I think some will argue that to be OEM+ you have to be generation specific, but I dont agree...


----------



## JUS_GT_EYEZ (Nov 12, 2001)

OEM + usually refers to mildly modded but in keeping with factory fit finish. it often does include oem upgrades available in other cars usually from higher model cars and euro only parts. It basically means modded in a way that could have or should have been a factory set up. 

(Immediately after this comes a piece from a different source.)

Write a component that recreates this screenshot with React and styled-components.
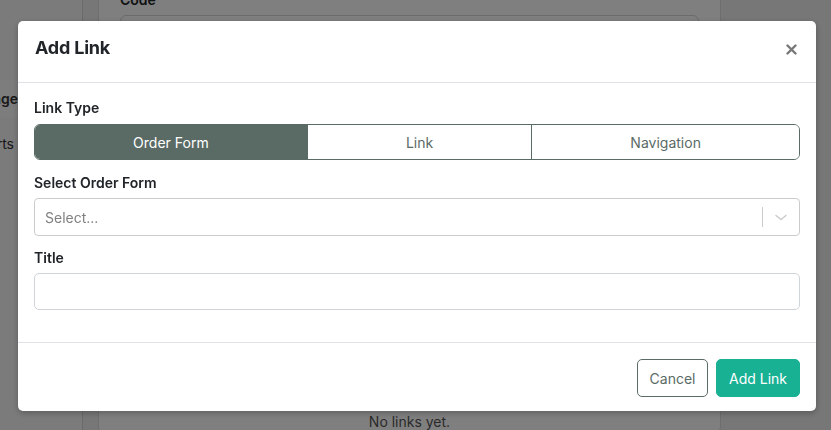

This is a similar idea to JDM, but JDM would seem to be more restrictive as it only includes mods that were/are available in the Japanese Domestic Market. (ie what you would have if you bought the car in japan)


----------



## nasty_VW_habit (Oct 13, 1999)

Love it - thanks guys....
What I envision for my someday dub is def OEM + then.....


----------



## mk2gtd (Sep 17, 2007)

JUS_GT_EYEZ said:


> OEM + usually refers to mildly modded but in keeping with factory fit finish. it often does include oem upgrades available in other cars usually from higher model cars and euro only parts. It basically means modded in a way that could have or should have been a factory set up.


exactly. like using oem Porsche parts on your vw. :thumbup::thumbup:


----------



## iamsuperdan (Aug 9, 2001)

JUS_GT_EYEZ said:


> It basically means modded in a way that could have or should have been a factory set up.


Exactly how I describe it. Something that could conceivably have come from the factory.


----------